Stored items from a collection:

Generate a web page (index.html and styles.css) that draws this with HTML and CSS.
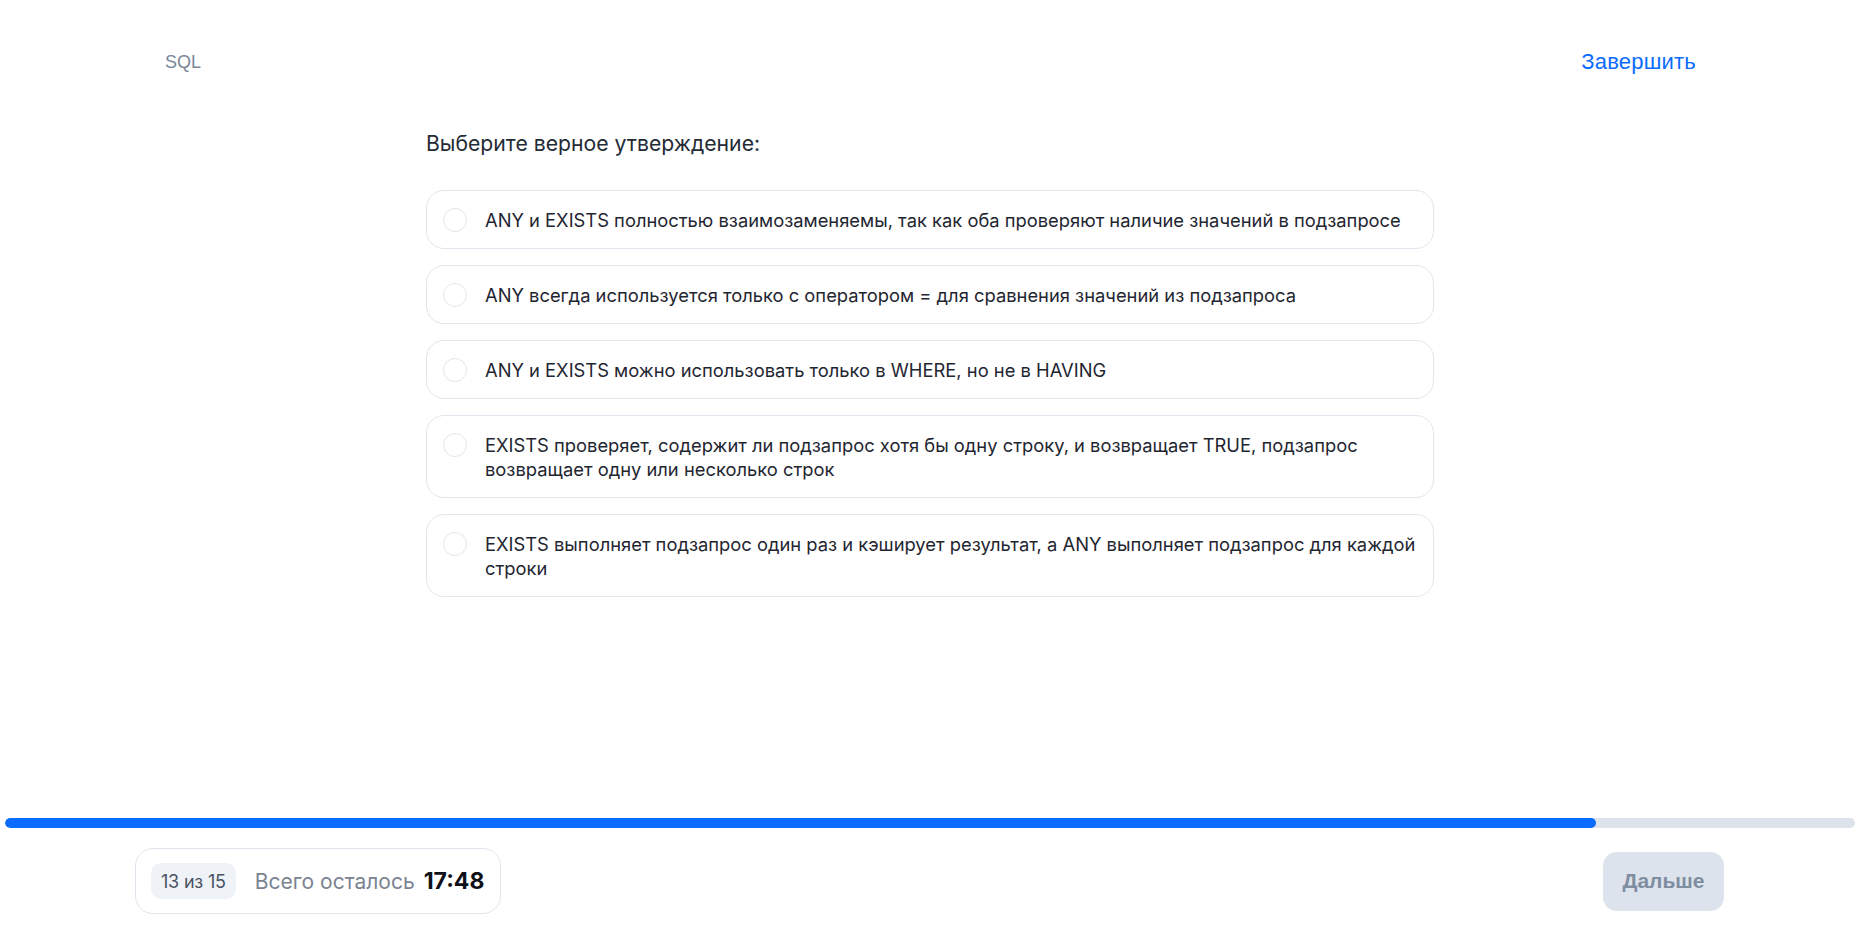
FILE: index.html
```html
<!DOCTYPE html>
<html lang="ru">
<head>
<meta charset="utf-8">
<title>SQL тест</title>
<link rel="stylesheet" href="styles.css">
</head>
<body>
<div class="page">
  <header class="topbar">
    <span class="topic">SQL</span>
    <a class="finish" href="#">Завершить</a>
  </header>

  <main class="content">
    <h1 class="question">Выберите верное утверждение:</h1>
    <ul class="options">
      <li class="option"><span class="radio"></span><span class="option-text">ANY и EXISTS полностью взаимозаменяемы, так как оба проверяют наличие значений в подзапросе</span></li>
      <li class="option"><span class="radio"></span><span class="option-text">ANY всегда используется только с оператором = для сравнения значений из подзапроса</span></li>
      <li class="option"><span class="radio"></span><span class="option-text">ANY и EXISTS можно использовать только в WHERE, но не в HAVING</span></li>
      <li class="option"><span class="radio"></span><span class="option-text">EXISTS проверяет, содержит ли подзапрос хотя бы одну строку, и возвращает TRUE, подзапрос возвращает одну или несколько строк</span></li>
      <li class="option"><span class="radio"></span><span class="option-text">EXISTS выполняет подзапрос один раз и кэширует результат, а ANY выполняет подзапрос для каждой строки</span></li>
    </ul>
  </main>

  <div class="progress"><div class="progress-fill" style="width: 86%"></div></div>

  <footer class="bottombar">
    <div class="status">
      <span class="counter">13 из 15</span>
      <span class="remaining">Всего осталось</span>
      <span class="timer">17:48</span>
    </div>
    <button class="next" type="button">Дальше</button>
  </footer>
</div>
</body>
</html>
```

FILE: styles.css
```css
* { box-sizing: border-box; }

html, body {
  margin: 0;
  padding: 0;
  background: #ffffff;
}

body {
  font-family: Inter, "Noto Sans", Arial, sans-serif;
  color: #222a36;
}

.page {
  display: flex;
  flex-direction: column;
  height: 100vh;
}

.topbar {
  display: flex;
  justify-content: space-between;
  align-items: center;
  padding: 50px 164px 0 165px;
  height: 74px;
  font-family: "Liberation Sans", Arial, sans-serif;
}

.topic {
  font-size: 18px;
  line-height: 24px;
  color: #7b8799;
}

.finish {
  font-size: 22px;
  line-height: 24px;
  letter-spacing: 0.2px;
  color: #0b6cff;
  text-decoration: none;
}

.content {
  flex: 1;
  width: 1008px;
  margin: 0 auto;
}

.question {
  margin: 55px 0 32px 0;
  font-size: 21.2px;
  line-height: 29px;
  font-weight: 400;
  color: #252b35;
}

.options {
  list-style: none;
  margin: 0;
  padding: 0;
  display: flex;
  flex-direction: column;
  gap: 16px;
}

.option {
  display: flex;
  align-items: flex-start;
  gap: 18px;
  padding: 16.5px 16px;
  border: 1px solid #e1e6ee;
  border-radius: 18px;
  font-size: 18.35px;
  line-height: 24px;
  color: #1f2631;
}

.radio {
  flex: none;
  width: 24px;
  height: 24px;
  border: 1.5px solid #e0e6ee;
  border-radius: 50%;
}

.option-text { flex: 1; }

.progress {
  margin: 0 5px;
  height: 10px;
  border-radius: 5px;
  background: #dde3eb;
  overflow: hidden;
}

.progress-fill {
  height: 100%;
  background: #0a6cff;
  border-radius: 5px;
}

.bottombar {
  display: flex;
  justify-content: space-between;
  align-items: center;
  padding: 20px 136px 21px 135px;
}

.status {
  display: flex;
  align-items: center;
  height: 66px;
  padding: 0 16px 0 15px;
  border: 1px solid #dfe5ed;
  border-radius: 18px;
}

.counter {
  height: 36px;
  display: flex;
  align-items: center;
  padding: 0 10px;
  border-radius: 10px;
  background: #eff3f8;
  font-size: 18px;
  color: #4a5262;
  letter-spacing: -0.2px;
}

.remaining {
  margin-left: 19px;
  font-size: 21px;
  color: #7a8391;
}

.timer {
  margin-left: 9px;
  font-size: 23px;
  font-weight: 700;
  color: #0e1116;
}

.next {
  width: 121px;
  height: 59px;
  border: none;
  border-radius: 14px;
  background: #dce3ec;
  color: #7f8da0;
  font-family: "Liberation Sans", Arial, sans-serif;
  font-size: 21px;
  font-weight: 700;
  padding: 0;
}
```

* * *

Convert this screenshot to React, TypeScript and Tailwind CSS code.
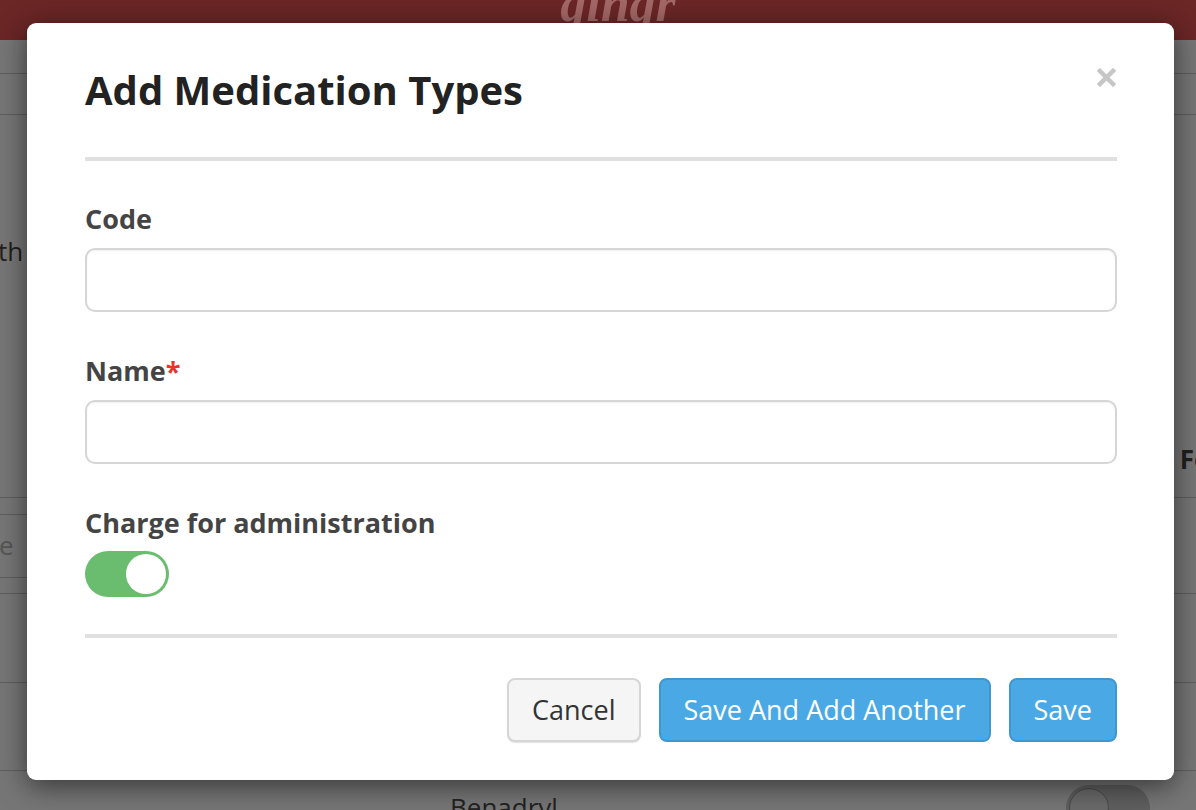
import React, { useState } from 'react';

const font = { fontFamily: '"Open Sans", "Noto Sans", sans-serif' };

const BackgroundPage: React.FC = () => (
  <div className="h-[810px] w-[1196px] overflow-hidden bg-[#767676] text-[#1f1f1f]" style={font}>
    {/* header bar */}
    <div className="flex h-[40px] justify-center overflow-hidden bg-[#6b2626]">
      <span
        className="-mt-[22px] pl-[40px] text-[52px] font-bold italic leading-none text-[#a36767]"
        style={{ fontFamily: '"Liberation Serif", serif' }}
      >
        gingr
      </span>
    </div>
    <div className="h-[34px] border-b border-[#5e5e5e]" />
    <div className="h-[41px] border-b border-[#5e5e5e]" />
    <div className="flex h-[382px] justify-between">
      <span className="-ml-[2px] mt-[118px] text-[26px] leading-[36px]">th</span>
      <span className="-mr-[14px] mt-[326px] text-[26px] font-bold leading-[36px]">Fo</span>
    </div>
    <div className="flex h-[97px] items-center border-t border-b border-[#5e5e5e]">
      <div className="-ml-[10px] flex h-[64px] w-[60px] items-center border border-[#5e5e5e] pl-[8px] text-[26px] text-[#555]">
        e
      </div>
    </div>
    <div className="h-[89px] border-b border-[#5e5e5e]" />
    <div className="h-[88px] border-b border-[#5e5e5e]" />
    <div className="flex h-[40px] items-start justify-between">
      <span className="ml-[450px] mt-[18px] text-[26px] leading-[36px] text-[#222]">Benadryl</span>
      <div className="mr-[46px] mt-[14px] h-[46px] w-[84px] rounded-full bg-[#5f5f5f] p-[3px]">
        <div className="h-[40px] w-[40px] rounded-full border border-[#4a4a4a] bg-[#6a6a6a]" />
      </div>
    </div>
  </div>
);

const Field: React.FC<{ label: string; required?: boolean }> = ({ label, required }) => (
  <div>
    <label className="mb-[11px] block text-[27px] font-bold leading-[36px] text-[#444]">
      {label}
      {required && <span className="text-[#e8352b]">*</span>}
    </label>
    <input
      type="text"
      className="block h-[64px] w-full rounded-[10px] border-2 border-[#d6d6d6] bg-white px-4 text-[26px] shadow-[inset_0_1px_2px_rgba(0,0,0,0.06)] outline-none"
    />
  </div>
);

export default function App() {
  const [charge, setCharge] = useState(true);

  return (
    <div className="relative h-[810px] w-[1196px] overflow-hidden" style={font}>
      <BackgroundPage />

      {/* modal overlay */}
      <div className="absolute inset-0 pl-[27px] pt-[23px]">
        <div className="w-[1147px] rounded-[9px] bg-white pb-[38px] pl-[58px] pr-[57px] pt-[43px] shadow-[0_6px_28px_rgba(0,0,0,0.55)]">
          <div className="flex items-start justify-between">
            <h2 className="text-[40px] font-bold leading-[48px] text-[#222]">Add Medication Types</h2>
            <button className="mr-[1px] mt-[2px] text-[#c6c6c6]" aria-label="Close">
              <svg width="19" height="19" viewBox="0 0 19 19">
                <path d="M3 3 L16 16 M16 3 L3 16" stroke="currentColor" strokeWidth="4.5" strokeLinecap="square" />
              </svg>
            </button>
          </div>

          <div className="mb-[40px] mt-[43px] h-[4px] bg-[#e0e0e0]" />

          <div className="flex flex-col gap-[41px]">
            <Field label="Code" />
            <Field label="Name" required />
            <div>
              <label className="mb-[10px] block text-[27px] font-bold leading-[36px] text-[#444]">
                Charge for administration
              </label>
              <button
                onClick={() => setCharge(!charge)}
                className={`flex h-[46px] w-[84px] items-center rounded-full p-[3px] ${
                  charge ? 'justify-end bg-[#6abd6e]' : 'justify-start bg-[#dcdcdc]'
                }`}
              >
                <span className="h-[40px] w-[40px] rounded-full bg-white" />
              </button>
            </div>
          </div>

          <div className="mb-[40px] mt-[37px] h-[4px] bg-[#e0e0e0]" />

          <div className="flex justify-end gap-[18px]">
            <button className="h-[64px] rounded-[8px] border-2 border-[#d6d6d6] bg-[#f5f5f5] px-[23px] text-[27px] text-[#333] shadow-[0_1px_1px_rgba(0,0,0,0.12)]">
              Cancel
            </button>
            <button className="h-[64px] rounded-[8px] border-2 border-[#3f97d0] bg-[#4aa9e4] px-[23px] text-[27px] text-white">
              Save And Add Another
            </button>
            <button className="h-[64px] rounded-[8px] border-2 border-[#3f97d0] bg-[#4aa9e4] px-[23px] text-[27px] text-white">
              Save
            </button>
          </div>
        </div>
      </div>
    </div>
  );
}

[Written instruction]
Scan the listing above for the word "React" and copy every line that holds it.

[Final result]
Convert this screenshot to React, TypeScript and Tailwind CSS code.
import React, { useState } from 'react';
const BackgroundPage: React.FC = () => (
const Field: React.FC<{ label: string; required?: boolean }> = ({ label, required }) => (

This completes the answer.